The Company intends to use the proceeds from the Offering for increased marketing and investor relations activities as well as technology development and general working capital, including retirement of existing accounts payable. Active investor relations contracts of the Company have been disclosed pursuant to the policies of the CSE, and the Company intends to disclose any future Promotional Activity (as such term is defined in the policies of the CSE) as the Company arranges for the provision of such services.
The subscribers in the Offering included a director and officer of the Company (the “Insider“) who subscribed for an aggregate of 600,000 Units. The issuance of Units to the Insider constitutes a “related party transaction” as defined in Multilateral Instrument 61-101 – Protection of Minority Securityholders in Special Transactions (“MI 61-101“). The Company is relying on the exemption from valuation requirement and minority approval pursuant to subsection 5.5(a) and 5.7(a) of MI 61-101, respectively, for the insider participation in the Offering, as the Units do not represent more than 25% of the Company’s market capitalization, as determined in accordance with MI 61-101.

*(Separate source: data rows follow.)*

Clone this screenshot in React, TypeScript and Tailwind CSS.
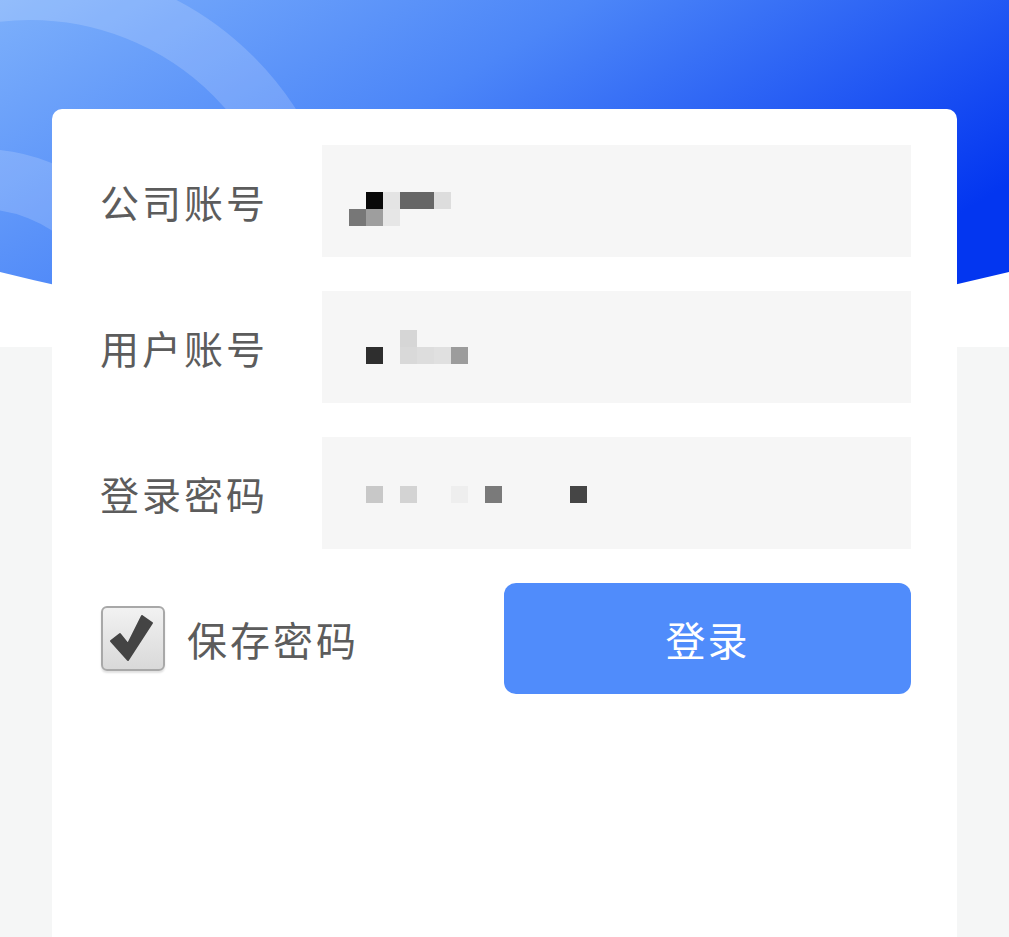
import React from "react";

type Cell = string | null;

const FONT = { fontFamily: '"Noto Sans CJK SC", "Noto Sans", sans-serif' };

const Mosaic = ({ rows, className }: { rows: Cell[][]; className: string }) => (
  <div className={`flex flex-col ${className}`}>
    {rows.map((row, i) => (
      <div key={i} className="flex">
        {row.map((c, j) => (
          <div
            key={j}
            className="w-[17px] h-[17px]"
            style={{ backgroundColor: c ?? "transparent" }}
          />
        ))}
      </div>
    ))}
  </div>
);

const Field = ({ label, rows, pad }: { label: string; rows: Cell[][]; pad: string }) => (
  <div className="flex items-center">
    <div className="w-[222px] text-[39px] tracking-[3px] text-[#5c5c5c] leading-none">
      {label}
    </div>
    <div className="flex-1 h-[112px] bg-[#f6f6f6]">
      <Mosaic rows={rows} className={pad} />
    </div>
  </div>
);

const Header = () => (
  <div className="h-[347px] bg-white">
    <svg width="100%" height="347" viewBox="0 0 1009 347" preserveAspectRatio="none">
      <defs>
        <linearGradient id="hg" x1="0" y1="0" x2="1" y2="0.55">
          <stop offset="0" stopColor="#7db0fb" />
          <stop offset="0.45" stopColor="#4c86f8" />
          <stop offset="1" stopColor="#0336f0" />
        </linearGradient>
        <clipPath id="hc">
          <path d="M0 0H1009V272Q504.5 398 0 272Z" />
        </clipPath>
      </defs>
      <path d="M0 0H1009V272Q504.5 398 0 272Z" fill="url(#hg)" />
      <g clipPath="url(#hc)">
        <circle cx="30" cy="280" r="288" fill="none" stroke="#ffffff" strokeOpacity="0.17" strokeWidth="56" />
        <circle cx="-20" cy="340" r="161" fill="none" stroke="#ffffff" strokeOpacity="0.17" strokeWidth="60" />
      </g>
    </svg>
  </div>
);

export default function App() {
  return (
    <div className="min-h-screen flex flex-col bg-[#f5f6f6] overflow-hidden" style={FONT}>
      <Header />
      <div className="flex-1 -mt-[238px] mx-[52px] bg-white rounded-t-[10px] pl-[48px] pr-[46px] pt-[36px] min-h-[828px]">
        <div className="flex flex-col gap-[34px]">
          <Field
            label="公司账号"
            pad="pt-[47px] pl-[27px]"
            rows={[
              [null, "#080808", "#e4e4e4", "#666666", "#666666", "#dddddd"],
              ["#777777", "#9e9e9e", "#e6e6e6", null, null, null],
            ]}
          />
          <Field
            label="用户账号"
            pad="pt-[39px] pl-[44px]"
            rows={[
              [null, null, "#d6d6d6", null, null, null],
              ["#2e2e2e", null, "#d9d9d9", "#dddddd", "#e0e0e0", "#9c9c9c"],
            ]}
          />
          <Field
            label="登录密码"
            pad="pt-[49px] pl-[44px]"
            rows={[
              [
                "#c8c8c8",
                null,
                "#d3d3d3",
                null,
                null,
                "#eeeeee",
                null,
                "#7a7a7a",
                null,
                null,
                null,
                null,
                "#454545",
              ],
            ]}
          />
        </div>
        <div className="mt-[34px] flex items-center justify-between">
          <div className="flex items-center gap-[22px] pl-[1px]">
            <div className="w-[64px] h-[65px] rounded-[6px] border-2 border-[#a8a8a8] bg-gradient-to-b from-[#f2f2f2] to-[#d9d9d9] shadow-[0_2px_2px_rgba(0,0,0,0.12)] flex items-center justify-center">
              <svg width="60" height="61" viewBox="0 0 60 61">
                <polygon
                  points="8,33 17,26 25,36 39,8 49,15 25,52"
                  fill="#444444"
                  stroke="#444444"
                  strokeWidth="2"
                  strokeLinejoin="round"
                />
              </svg>
            </div>
            <span className="text-[40px] tracking-[3px] text-[#5c5c5c] leading-none">保存密码</span>
          </div>
          <button
            type="button"
            className="w-[407px] h-[111px] rounded-[12px] bg-[#508cfb] text-white text-[40px] tracking-[2px] leading-none"
          >
            登录
          </button>
        </div>
      </div>
    </div>
  );
}
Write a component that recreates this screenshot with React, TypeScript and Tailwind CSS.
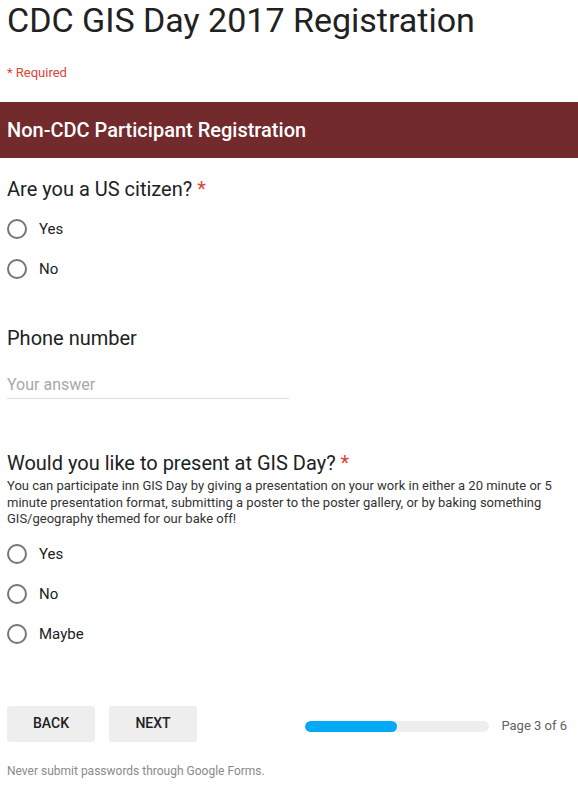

All securities issued in connection with the Offering will be subject to a statutory hold period of four months plus a day from the date of issuance in accordance with applicable securities legislation.
The securities of the Company referred to in this press release have not been and will not be registered under the United States Securities Act of 1933, as amended (the “U.S. Securities Act“), or any state securities laws. Accordingly, the securities of the Company may not be offered or sold within the United States unless registered under the U.S. Securities Act and applicable state securities laws or pursuant to an exemption from the registration requirements of the U.S. Securities Act and applicable state securities laws. This press release does not constitute an offer to sell or a solicitation of any offer to buy any securities of the Company in any jurisdiction in which such offer, solicitation or sale would be unlawful.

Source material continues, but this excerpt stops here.